Here we are in April, and with the first quarter behind us, we look forward to enjoying some much sought after sunshine and with that, all the beauty of springtime, new energy and perhaps a little excitement of what’s to come. With this seasonal anticipation comes the latest real estate results for Vancouver’s Westside. As always, we’ve compiled the most comprehensive quarterly real estate market analysis for all of our valued clients, friends and followers to review.
Here are some of the highlights from each of the three property segments:
Compared to the first quarter of 2012, total unit sales were down by 23% at the end of March. On the other hand, when compared to the previous quarter, unit sales improved by 51%, showing a renewed buyer interest from the slowdown that occurred in November and December of 2012.
In terms of home values, the first quarter has proven to be a strong rebound from the end of 2012. Based on actual sales results, the average and median sales prices increased by 17.9% and 8.7% respectively. The median sales price of $2,120,000 was the highest since early 2012, while the average sales price spiked to just above $2.6 million.
The top three neighbourhoods in terms of unit sales also fared well in value, with 3 month gains in their HPI Benchmark prices. Dunbar, Point Grey and Kitsilano experienced 2.3%, 2.3% and 5.6% increases in their benchmark prices respectively. These neighbourhoods combined for 41% of total unit sales in the first quarter.

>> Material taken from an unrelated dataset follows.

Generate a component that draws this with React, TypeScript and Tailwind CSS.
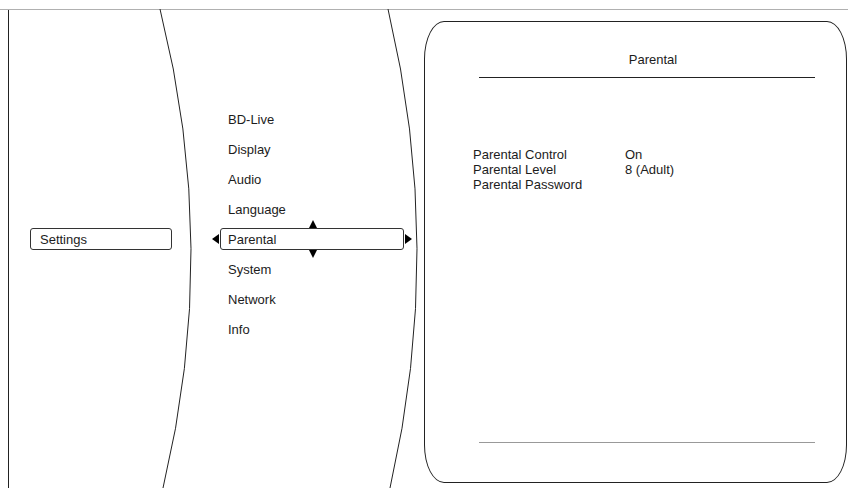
import React from 'react';

const menu = ['BD-Live', 'Display', 'Audio', 'Language', 'Parental', 'System', 'Network', 'Info'];

const rows: [string, string][] = [
  ['Parental Control', 'On'],
  ['Parental Level', '8 (Adult)'],
  ['Parental Password', ''],
];

export default function App() {
  return (
    <div
      className="relative w-[848px] h-[488px] bg-white pt-[9px] overflow-hidden text-[#1c1c1c]"
      style={{ fontFamily: '"Liberation Sans", Arial, sans-serif' }}
    >
      {/* curved dividers */}
      <svg className="absolute inset-0 pointer-events-none" width="848" height="488" viewBox="0 0 848 488">
        <path d="M160 9 Q220.5 249 163 488" fill="none" stroke="#222" strokeWidth="1" />
        <path d="M388 9 Q445 249 390 488" fill="none" stroke="#222" strokeWidth="1" />
      </svg>

      <div className="border-t border-[#b0b0b0] h-full">
        <div className="ml-[8px] border-l border-[#222] h-full flex text-[13px] leading-[15px]">
          {/* Left column */}
          <div className="w-[182px] shrink-0 pt-[218px]">
            <div className="ml-[21px] w-[142px] h-[22px] border border-[#333] rounded-[3px] pl-[9px] flex items-center">
              Settings
            </div>
          </div>

          {/* Menu column */}
          <div className="w-[233px] shrink-0 pt-[94px]">
            <div className="ml-[29px] flex flex-col">
              {menu.map((m) => (
                <div key={m} className="h-[30px] flex items-center">
                  {m === 'Parental' ? (
                    <div className="relative w-[184px] h-[22px] border border-[#333] rounded-[3px] pl-[7px] flex items-center">
                      {m}
                      <span className="absolute left-[-9px] top-1/2 -translate-y-1/2 w-0 h-0 border-y-[5px] border-y-transparent border-r-[7px] border-r-black" />
                      <span className="absolute right-[-9px] top-1/2 -translate-y-1/2 w-0 h-0 border-y-[5px] border-y-transparent border-l-[7px] border-l-black" />
                      <span className="absolute left-[88px] top-[-9px] w-0 h-0 border-x-[4.5px] border-x-transparent border-b-[8px] border-b-black" />
                      <span className="absolute left-[88px] bottom-[-9px] w-0 h-0 border-x-[4.5px] border-x-transparent border-t-[8px] border-t-black" />
                    </div>
                  ) : (
                    <div className="pl-[8px]">{m}</div>
                  )}
                </div>
              ))}
            </div>
          </div>

          {/* Detail panel */}
          <div className="flex-1 mt-[11px] mb-[5px] mr-[1px] border border-[#222] rounded-[20px/38px] flex flex-col">
            <div className="pt-[30px] pl-[54px] pr-[31px]">
              <div className="text-center pl-[12px]">Parental</div>
              <div className="mt-[10px] h-px bg-[#222]" />
            </div>
            <div className="mt-[69px] pl-[48px] flex flex-col">
              {rows.map(([k, v]) => (
                <div key={k} className="flex h-[15px]">
                  <span className="w-[152px]">{k}</span>
                  <span>{v}</span>
                </div>
              ))}
            </div>
            <div className="mt-auto mb-[39px] ml-[54px] mr-[31px] h-px bg-[#999]" />
          </div>
        </div>
      </div>
    </div>
  );
}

The first quarter showed signs of a Buyer’s Market for Detached Homes, with a sales-to-new-listing ratio of 36% across the Westside. However, this varies significantly by price segment. For example, there were 62 units sold between $1.5 Million and $1.75 Million, while only 88 new listings were added in the same price segment, producing a sales-to-new-listing ratio of 70%; a very clear Seller’s Market for homes in that price range.The Buyer’s Market is more apparent in the luxury segment, with a sales-to-new-listings ratio of 25% for homes priced above $3 million.
There were 124 Townhouse sales in the first quarter of 2013 on the Westside, representing a 22% drop from the same quarter last year, but a 16% increase from the 107 unit sales in the fourth quarter of 2012. Kitsilano and Fairview made up 48% of all sales activity, with 34 and 26 unit sales respectively.

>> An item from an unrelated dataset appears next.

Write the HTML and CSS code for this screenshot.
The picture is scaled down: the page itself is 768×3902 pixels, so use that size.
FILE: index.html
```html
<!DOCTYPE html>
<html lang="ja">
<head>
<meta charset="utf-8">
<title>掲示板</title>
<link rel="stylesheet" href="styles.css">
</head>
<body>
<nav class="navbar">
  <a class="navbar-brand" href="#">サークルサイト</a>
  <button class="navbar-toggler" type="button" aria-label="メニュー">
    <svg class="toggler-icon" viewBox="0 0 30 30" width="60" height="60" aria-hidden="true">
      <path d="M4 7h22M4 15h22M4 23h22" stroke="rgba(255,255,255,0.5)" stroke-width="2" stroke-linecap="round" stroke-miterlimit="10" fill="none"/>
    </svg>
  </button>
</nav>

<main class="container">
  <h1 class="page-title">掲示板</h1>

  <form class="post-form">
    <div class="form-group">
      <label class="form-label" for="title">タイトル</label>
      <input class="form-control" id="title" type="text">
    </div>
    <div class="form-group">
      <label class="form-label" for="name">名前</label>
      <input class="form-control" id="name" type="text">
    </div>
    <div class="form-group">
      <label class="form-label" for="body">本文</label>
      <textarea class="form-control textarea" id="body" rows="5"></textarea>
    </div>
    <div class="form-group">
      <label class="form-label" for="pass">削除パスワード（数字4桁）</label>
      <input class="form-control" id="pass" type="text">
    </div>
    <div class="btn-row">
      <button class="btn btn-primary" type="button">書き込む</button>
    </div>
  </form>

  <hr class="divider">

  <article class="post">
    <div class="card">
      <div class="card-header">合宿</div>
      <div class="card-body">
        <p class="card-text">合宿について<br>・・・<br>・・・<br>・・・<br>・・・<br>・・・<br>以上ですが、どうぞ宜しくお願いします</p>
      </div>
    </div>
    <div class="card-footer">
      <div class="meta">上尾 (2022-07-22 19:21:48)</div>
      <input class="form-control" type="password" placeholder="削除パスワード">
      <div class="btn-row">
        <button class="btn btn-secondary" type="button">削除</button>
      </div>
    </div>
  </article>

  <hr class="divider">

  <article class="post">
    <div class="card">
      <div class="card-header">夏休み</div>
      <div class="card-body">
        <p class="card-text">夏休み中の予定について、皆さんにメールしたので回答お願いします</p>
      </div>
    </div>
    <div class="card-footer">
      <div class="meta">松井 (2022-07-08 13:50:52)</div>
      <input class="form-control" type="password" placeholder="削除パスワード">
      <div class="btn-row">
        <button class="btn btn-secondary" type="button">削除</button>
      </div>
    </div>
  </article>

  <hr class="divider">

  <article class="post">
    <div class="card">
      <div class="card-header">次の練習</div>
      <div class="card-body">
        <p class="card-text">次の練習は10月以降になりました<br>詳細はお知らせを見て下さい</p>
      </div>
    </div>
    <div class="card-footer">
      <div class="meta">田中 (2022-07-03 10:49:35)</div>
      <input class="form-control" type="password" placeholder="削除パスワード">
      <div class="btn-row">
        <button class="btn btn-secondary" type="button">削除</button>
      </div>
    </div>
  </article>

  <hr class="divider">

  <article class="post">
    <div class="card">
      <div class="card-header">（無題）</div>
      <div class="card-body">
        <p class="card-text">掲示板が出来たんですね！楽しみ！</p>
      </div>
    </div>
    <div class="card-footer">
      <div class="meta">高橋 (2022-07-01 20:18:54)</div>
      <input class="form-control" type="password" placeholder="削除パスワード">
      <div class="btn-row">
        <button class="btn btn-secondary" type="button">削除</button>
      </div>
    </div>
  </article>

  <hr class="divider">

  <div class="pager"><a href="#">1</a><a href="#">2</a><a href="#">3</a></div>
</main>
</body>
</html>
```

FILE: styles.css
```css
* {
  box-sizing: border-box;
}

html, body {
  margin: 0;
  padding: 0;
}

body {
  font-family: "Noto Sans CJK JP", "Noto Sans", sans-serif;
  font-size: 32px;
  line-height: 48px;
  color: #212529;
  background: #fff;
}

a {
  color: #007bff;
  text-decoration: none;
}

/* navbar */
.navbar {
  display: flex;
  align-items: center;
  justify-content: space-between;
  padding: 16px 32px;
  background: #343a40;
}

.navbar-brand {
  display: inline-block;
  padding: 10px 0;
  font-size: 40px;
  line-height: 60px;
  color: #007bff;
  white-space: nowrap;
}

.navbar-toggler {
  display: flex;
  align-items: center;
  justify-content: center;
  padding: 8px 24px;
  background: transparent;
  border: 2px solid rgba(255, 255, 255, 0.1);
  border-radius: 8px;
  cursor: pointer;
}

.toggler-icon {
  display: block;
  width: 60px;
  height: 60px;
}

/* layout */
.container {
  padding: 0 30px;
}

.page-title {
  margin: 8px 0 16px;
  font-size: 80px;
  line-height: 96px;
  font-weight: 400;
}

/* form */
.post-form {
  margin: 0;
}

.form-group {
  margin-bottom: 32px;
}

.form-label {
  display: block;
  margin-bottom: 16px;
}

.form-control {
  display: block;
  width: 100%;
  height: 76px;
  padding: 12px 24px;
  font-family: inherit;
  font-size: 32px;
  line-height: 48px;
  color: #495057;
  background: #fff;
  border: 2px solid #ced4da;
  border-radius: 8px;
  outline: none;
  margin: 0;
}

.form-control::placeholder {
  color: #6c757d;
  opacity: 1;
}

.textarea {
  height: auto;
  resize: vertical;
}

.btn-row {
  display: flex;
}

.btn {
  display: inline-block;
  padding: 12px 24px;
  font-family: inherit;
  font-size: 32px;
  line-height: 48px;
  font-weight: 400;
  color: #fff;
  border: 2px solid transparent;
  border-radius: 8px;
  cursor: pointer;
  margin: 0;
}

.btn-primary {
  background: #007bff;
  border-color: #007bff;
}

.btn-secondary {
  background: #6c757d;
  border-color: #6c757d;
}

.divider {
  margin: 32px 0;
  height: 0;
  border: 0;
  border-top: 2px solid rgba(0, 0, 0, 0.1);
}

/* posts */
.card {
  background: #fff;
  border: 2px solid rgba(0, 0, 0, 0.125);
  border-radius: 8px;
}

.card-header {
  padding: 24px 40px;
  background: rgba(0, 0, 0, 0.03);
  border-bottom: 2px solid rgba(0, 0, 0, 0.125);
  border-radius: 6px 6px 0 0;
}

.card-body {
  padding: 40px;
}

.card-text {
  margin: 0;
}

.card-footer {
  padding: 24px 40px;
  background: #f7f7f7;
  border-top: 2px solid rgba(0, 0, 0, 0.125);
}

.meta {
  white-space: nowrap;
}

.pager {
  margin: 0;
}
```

Townhouses continued to sell more quickly in the first quarter, with a median days on market of 30 days, or 1 week shorter than in the previous quarter. This is nearing levels from 12 months ago, when the median days on market was at 27 days.
Townhouses on the Westside had a median sales price of $872,500 in the first quarter, remaining essentially flat since the end of 2012 and slightly above the median sales price from 12 months ago. For 15 of 17 Westside neighbourhoods, Townhouses had positive increases in their HPI Benchmark Prices compared to the previous quarter. The increases ranged from minor lifts of 0.5% and 0.7% in South Cambie and University, to a whopping 13.1% in Coal Harbour. In fact, 7 neighbourhoods had 3-month gains of more than 7%, showcasing particular strength for Townhouse owners on the Westside.
Supply and demand for Townhouses on the Westside appeared to be well-balanced in the first quarter, with an overall sales-to-new-listings ratio of 42%. The most active price segment was between $700,001 and $800,000, with 17 Townhouses sold in the first quarter. With 40 new listings added, the price segment of $800,001 to $900,000 had the largest increase in available inventory.
Overall, Condo prices have rebounded on the Westside after a downward trend closed off 2012. Both the median and average sales price pushed higher through the first quarter of 2013, reaching $458,000 and $643,696 respectively. The median sales price on the Westside now sits less than 1% shy of where it was 12 months ago, showing that condo prices, for the most part, are holding steady.
Price variance is more apparent at the neighbourhood level. The West End, which had 93 condo sales in the first quarter, had an increase of 3.5% in its HPI Benchmark Price in the past 3 months. Other high volume neighbourhoods like Downtown, Kitsilano and Fairview have remained more stable, with bumps of less than 1% in their HPI Benchmark Prices. On the other hand, condos in Yaletown are expected to sell for 4.4% less than at the end of December, and 6.3% less than 12 months ago, highlighting a great opportunity for buyers.
The most notable change in the first quarter was with the median days on market, dropping by 2 weeks to just 30 days on market. This is nearing levels that were seen back in mid-2012 when condos were selling much more quickly. This is a positive indication for sellers who are looking to market their condos in 2013.
On the Westside as a whole, the sales-to-new-listing ratio was at 38% in the first quarter, indicating a light Buyer’s Market. For condos priced below $600,000 the market was more balanced, averaging 43%. In the higher price segments, the market definitely favoured the Buyer; this was particularly notable in the luxury segment of the market, where the sales-to-new-listing ratio was just 21% for properties above $1.5 million.